>> Start Dataset excerpt

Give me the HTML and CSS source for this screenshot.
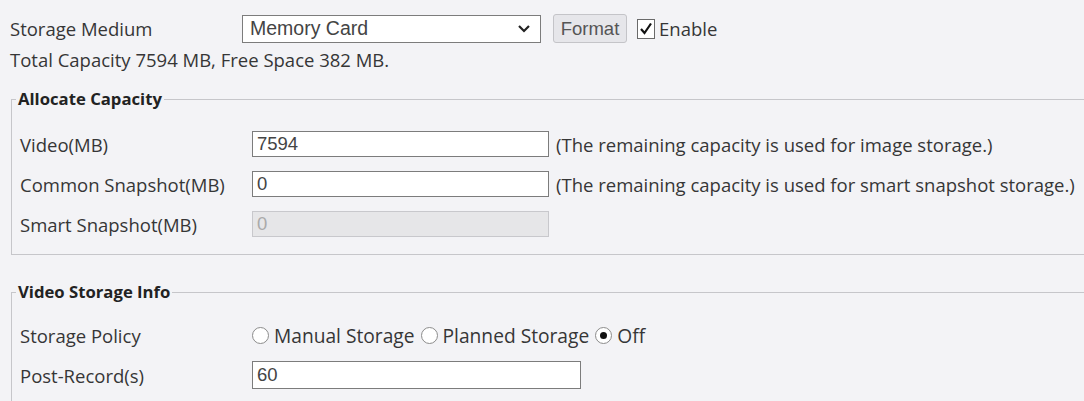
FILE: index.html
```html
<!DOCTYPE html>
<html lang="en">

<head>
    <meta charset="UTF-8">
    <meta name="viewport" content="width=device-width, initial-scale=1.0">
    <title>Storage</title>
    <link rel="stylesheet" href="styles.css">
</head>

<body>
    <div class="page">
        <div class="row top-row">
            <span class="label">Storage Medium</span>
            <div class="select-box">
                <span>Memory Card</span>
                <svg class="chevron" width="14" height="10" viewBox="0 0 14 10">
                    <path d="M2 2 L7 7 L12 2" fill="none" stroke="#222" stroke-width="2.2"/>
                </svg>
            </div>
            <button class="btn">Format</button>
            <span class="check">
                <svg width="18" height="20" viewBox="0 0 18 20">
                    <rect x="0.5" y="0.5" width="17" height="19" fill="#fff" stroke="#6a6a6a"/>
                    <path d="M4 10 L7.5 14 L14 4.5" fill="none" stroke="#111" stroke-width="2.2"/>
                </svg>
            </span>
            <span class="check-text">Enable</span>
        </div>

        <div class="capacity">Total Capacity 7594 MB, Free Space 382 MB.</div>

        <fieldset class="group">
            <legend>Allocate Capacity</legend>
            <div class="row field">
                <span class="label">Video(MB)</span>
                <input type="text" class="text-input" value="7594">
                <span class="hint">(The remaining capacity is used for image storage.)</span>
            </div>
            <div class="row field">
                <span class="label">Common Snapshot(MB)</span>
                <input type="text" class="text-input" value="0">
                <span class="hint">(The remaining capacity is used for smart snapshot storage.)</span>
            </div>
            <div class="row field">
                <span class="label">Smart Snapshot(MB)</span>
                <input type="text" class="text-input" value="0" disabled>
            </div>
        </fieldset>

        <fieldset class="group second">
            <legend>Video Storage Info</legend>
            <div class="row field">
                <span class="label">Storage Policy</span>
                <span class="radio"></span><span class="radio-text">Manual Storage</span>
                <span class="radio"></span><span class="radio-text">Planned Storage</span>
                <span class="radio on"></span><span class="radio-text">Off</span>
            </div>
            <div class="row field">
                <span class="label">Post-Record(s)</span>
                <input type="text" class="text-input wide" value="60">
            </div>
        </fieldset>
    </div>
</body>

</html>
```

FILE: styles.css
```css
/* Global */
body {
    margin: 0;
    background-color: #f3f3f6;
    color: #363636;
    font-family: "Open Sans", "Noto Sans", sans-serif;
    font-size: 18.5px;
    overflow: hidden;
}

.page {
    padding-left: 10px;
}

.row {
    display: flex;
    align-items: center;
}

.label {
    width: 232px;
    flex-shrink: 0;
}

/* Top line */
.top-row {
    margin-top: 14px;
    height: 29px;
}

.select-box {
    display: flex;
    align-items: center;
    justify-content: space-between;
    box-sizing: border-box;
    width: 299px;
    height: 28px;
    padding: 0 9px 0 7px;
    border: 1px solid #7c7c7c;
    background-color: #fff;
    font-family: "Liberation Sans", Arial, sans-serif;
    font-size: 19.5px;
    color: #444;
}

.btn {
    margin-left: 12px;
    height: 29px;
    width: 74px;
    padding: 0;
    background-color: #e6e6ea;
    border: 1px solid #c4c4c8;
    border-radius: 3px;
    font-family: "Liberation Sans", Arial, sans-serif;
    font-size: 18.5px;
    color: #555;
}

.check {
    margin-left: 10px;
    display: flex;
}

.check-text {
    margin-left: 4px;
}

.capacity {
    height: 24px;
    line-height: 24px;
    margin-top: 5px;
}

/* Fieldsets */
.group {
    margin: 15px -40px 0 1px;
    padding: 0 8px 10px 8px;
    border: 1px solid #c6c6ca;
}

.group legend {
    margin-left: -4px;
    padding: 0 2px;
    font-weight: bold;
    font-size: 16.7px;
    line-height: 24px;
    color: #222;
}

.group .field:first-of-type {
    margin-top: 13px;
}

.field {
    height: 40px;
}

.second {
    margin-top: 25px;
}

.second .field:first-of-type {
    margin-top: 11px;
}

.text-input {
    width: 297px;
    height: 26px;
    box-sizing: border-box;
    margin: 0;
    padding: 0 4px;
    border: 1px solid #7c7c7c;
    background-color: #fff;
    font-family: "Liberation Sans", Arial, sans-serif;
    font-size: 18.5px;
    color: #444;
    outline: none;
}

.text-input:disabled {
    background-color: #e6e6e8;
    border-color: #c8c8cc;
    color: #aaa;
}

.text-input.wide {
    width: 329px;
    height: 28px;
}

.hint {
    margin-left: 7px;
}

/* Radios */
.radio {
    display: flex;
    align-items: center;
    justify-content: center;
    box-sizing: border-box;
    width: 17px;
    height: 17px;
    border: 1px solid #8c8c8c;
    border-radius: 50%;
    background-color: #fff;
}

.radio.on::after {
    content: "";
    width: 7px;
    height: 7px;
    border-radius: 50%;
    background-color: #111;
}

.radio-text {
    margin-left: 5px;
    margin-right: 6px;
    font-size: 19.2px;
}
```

>> End Dataset excerpt

Copy the listing in full and without alteration, omitting every picture.

Give me the HTML and CSS source for this screenshot.
FILE: index.html
```html
<!DOCTYPE html>
<html lang="en">

<head>
    <meta charset="UTF-8">
    <meta name="viewport" content="width=device-width, initial-scale=1.0">
    <title>Storage</title>
    <link rel="stylesheet" href="styles.css">
</head>

<body>
    <div class="page">
        <div class="row top-row">
            <span class="label">Storage Medium</span>
            <div class="select-box">
                <span>Memory Card</span>
                <svg class="chevron" width="14" height="10" viewBox="0 0 14 10">
                    <path d="M2 2 L7 7 L12 2" fill="none" stroke="#222" stroke-width="2.2"/>
                </svg>
            </div>
            <button class="btn">Format</button>
            <span class="check">
                <svg width="18" height="20" viewBox="0 0 18 20">
                    <rect x="0.5" y="0.5" width="17" height="19" fill="#fff" stroke="#6a6a6a"/>
                    <path d="M4 10 L7.5 14 L14 4.5" fill="none" stroke="#111" stroke-width="2.2"/>
                </svg>
            </span>
            <span class="check-text">Enable</span>
        </div>

        <div class="capacity">Total Capacity 7594 MB, Free Space 382 MB.</div>

        <fieldset class="group">
            <legend>Allocate Capacity</legend>
            <div class="row field">
                <span class="label">Video(MB)</span>
                <input type="text" class="text-input" value="7594">
                <span class="hint">(The remaining capacity is used for image storage.)</span>
            </div>
            <div class="row field">
                <span class="label">Common Snapshot(MB)</span>
                <input type="text" class="text-input" value="0">
                <span class="hint">(The remaining capacity is used for smart snapshot storage.)</span>
            </div>
            <div class="row field">
                <span class="label">Smart Snapshot(MB)</span>
                <input type="text" class="text-input" value="0" disabled>
            </div>
        </fieldset>

        <fieldset class="group second">
            <legend>Video Storage Info</legend>
            <div class="row field">
                <span class="label">Storage Policy</span>
                <span class="radio"></span><span class="radio-text">Manual Storage</span>
                <span class="radio"></span><span class="radio-text">Planned Storage</span>
                <span class="radio on"></span><span class="radio-text">Off</span>
            </div>
            <div class="row field">
                <span class="label">Post-Record(s)</span>
                <input type="text" class="text-input wide" value="60">
            </div>
        </fieldset>
    </div>
</body>

</html>
```

FILE: styles.css
```css
/* Global */
body {
    margin: 0;
    background-color: #f3f3f6;
    color: #363636;
    font-family: "Open Sans", "Noto Sans", sans-serif;
    font-size: 18.5px;
    overflow: hidden;
}

.page {
    padding-left: 10px;
}

.row {
    display: flex;
    align-items: center;
}

.label {
    width: 232px;
    flex-shrink: 0;
}

/* Top line */
.top-row {
    margin-top: 14px;
    height: 29px;
}

.select-box {
    display: flex;
    align-items: center;
    justify-content: space-between;
    box-sizing: border-box;
    width: 299px;
    height: 28px;
    padding: 0 9px 0 7px;
    border: 1px solid #7c7c7c;
    background-color: #fff;
    font-family: "Liberation Sans", Arial, sans-serif;
    font-size: 19.5px;
    color: #444;
}

.btn {
    margin-left: 12px;
    height: 29px;
    width: 74px;
    padding: 0;
    background-color: #e6e6ea;
    border: 1px solid #c4c4c8;
    border-radius: 3px;
    font-family: "Liberation Sans", Arial, sans-serif;
    font-size: 18.5px;
    color: #555;
}

.check {
    margin-left: 10px;
    display: flex;
}

.check-text {
    margin-left: 4px;
}

.capacity {
    height: 24px;
    line-height: 24px;
    margin-top: 5px;
}

/* Fieldsets */
.group {
    margin: 15px -40px 0 1px;
    padding: 0 8px 10px 8px;
    border: 1px solid #c6c6ca;
}

.group legend {
    margin-left: -4px;
    padding: 0 2px;
    font-weight: bold;
    font-size: 16.7px;
    line-height: 24px;
    color: #222;
}

.group .field:first-of-type {
    margin-top: 13px;
}

.field {
    height: 40px;
}

.second {
    margin-top: 25px;
}

.second .field:first-of-type {
    margin-top: 11px;
}

.text-input {
    width: 297px;
    height: 26px;
    box-sizing: border-box;
    margin: 0;
    padding: 0 4px;
    border: 1px solid #7c7c7c;
    background-color: #fff;
    font-family: "Liberation Sans", Arial, sans-serif;
    font-size: 18.5px;
    color: #444;
    outline: none;
}

.text-input:disabled {
    background-color: #e6e6e8;
    border-color: #c8c8cc;
    color: #aaa;
}

.text-input.wide {
    width: 329px;
    height: 28px;
}

.hint {
    margin-left: 7px;
}

/* Radios */
.radio {
    display: flex;
    align-items: center;
    justify-content: center;
    box-sizing: border-box;
    width: 17px;
    height: 17px;
    border: 1px solid #8c8c8c;
    border-radius: 50%;
    background-color: #fff;
}

.radio.on::after {
    content: "";
    width: 7px;
    height: 7px;
    border-radius: 50%;
    background-color: #111;
}

.radio-text {
    margin-left: 5px;
    margin-right: 6px;
    font-size: 19.2px;
}
```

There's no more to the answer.